━━ Source data

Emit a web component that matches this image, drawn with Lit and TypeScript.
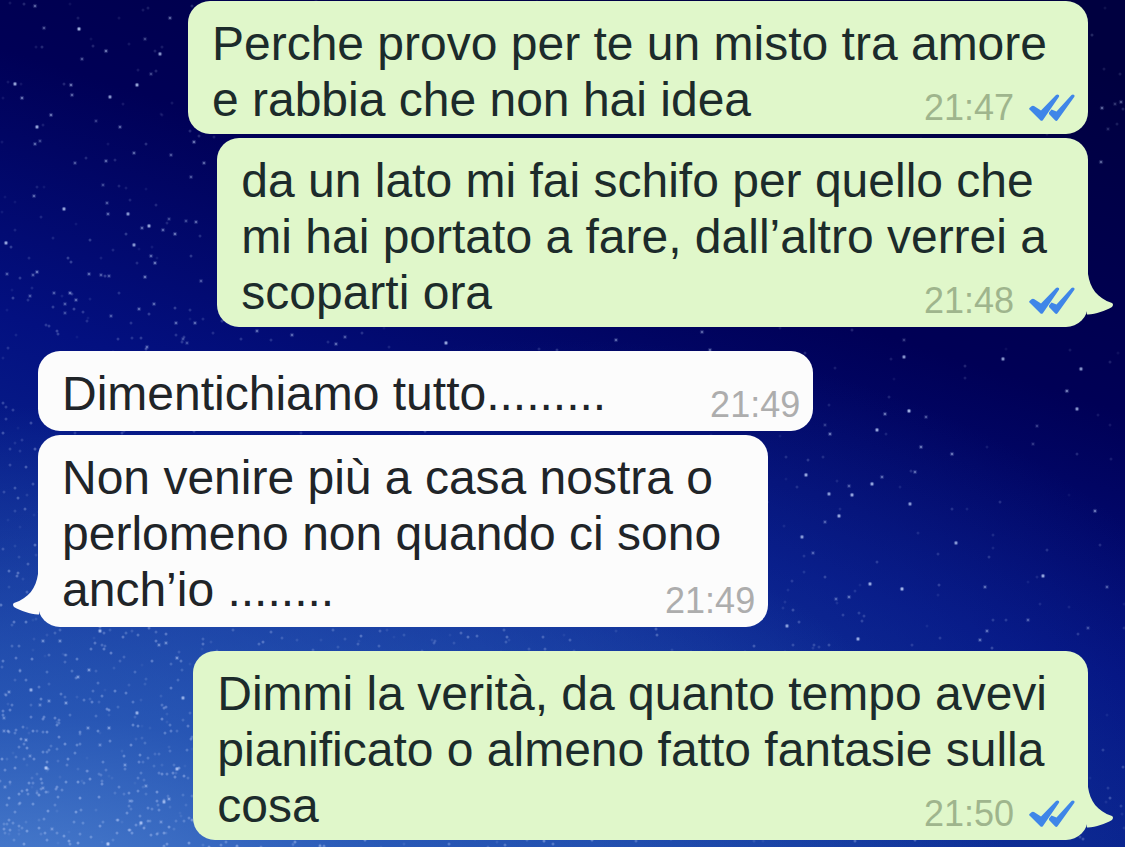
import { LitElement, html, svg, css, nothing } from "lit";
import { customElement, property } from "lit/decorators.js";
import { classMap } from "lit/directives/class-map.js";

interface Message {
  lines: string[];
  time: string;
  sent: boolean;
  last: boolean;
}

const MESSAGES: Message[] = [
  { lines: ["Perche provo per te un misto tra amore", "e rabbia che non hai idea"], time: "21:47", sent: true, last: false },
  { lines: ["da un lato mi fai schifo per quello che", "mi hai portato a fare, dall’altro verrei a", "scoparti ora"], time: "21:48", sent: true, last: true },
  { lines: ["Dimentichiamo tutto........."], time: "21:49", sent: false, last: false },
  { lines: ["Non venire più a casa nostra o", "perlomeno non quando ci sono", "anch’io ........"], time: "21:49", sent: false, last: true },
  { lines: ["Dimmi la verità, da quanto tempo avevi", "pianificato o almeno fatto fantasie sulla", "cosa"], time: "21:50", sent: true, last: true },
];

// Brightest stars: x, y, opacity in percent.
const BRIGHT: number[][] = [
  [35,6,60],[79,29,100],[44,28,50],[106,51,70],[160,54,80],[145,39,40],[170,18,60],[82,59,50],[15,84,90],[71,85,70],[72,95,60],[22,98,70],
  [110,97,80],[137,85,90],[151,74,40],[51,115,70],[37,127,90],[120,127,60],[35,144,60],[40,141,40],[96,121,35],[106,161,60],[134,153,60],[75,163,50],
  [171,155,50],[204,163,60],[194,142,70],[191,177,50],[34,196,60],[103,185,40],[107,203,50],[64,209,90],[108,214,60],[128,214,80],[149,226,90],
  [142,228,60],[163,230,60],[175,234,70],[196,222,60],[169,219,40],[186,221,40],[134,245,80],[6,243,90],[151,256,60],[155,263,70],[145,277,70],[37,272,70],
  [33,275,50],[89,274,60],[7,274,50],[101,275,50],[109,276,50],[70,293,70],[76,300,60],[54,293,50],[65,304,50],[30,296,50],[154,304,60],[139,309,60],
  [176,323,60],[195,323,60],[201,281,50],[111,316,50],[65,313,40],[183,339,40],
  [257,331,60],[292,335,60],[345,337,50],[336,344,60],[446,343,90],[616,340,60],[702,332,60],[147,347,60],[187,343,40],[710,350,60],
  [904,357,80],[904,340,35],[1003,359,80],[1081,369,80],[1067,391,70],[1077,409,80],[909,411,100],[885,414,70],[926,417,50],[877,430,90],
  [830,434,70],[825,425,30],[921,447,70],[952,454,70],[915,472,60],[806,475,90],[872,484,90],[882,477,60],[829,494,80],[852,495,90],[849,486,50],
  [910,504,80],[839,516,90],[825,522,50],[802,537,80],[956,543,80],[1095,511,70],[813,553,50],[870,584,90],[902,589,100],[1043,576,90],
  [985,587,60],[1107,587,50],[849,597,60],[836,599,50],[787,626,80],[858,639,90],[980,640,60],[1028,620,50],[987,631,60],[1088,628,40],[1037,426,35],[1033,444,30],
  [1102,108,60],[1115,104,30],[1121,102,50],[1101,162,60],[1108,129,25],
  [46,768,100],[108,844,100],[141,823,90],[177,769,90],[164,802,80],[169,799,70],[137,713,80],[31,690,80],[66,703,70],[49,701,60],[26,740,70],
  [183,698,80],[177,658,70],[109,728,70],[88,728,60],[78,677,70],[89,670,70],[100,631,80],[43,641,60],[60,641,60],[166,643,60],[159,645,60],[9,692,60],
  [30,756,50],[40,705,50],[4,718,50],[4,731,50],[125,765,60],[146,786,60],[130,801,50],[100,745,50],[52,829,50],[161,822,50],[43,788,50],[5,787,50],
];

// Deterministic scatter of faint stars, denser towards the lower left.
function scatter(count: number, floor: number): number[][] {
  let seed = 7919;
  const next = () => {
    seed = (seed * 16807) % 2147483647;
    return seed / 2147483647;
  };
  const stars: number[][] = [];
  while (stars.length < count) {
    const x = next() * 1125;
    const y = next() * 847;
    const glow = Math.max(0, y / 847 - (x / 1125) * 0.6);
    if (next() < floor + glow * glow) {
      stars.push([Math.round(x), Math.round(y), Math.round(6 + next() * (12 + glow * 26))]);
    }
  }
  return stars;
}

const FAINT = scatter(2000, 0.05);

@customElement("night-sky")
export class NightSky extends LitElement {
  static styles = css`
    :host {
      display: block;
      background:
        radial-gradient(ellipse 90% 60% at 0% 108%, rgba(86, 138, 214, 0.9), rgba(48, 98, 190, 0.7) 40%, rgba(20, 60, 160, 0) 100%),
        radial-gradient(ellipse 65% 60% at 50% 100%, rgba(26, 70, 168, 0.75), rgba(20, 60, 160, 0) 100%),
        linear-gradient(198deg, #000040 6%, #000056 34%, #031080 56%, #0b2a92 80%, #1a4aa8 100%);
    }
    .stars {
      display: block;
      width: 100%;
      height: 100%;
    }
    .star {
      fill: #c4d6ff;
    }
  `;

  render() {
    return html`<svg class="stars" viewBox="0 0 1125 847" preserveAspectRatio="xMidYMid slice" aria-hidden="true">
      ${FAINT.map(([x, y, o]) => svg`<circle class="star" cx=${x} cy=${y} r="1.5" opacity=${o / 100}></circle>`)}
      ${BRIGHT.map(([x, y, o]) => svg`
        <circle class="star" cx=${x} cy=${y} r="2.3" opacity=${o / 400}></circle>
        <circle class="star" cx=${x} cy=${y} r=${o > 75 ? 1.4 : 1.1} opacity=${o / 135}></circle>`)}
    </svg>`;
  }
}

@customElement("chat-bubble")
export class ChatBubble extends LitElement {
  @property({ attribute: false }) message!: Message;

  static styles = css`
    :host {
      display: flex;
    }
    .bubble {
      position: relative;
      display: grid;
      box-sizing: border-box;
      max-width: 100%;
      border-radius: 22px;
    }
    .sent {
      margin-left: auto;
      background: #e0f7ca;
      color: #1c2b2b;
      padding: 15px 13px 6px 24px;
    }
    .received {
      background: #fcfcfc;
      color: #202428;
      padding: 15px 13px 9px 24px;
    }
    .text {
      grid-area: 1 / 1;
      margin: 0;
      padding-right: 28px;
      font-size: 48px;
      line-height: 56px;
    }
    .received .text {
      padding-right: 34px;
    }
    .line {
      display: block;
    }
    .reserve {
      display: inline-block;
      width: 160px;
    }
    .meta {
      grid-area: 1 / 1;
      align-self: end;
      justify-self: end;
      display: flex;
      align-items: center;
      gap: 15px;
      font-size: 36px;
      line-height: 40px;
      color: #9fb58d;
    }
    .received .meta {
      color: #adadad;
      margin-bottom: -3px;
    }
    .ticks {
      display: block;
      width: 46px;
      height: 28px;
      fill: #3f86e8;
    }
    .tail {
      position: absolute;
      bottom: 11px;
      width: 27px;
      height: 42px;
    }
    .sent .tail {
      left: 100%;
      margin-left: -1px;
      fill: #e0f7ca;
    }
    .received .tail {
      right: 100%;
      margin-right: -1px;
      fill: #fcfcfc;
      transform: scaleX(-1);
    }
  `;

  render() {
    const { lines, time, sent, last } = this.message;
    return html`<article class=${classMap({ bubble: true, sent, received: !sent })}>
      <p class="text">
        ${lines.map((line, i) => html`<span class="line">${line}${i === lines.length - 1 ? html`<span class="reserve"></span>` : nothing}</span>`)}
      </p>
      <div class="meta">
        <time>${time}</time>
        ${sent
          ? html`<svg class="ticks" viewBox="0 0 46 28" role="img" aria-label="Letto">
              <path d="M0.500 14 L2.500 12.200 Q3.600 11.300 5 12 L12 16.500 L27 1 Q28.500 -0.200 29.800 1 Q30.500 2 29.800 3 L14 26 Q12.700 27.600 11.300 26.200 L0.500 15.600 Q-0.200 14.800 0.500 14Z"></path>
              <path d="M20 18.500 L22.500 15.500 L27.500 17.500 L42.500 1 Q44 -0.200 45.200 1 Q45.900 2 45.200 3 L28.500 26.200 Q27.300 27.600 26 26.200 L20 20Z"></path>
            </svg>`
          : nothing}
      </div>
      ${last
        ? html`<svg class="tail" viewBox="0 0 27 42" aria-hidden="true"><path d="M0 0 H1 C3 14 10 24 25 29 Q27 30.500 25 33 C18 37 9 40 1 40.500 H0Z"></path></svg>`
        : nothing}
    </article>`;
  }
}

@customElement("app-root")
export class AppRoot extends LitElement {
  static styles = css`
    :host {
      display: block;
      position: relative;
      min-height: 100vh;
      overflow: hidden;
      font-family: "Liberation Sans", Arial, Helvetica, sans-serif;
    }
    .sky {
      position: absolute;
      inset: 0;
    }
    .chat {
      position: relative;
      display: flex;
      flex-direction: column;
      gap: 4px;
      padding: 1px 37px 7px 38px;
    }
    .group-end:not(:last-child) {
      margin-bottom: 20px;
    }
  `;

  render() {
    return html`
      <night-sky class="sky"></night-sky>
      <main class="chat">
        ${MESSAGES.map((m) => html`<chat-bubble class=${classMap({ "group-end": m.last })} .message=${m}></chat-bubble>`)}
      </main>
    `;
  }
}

━━━━

[Challenge]: Select every line where the word "this" occurs.

[Output below]:
Emit a web component that matches this image, drawn with Lit and TypeScript.
    const { lines, time, sent, last } = this.message;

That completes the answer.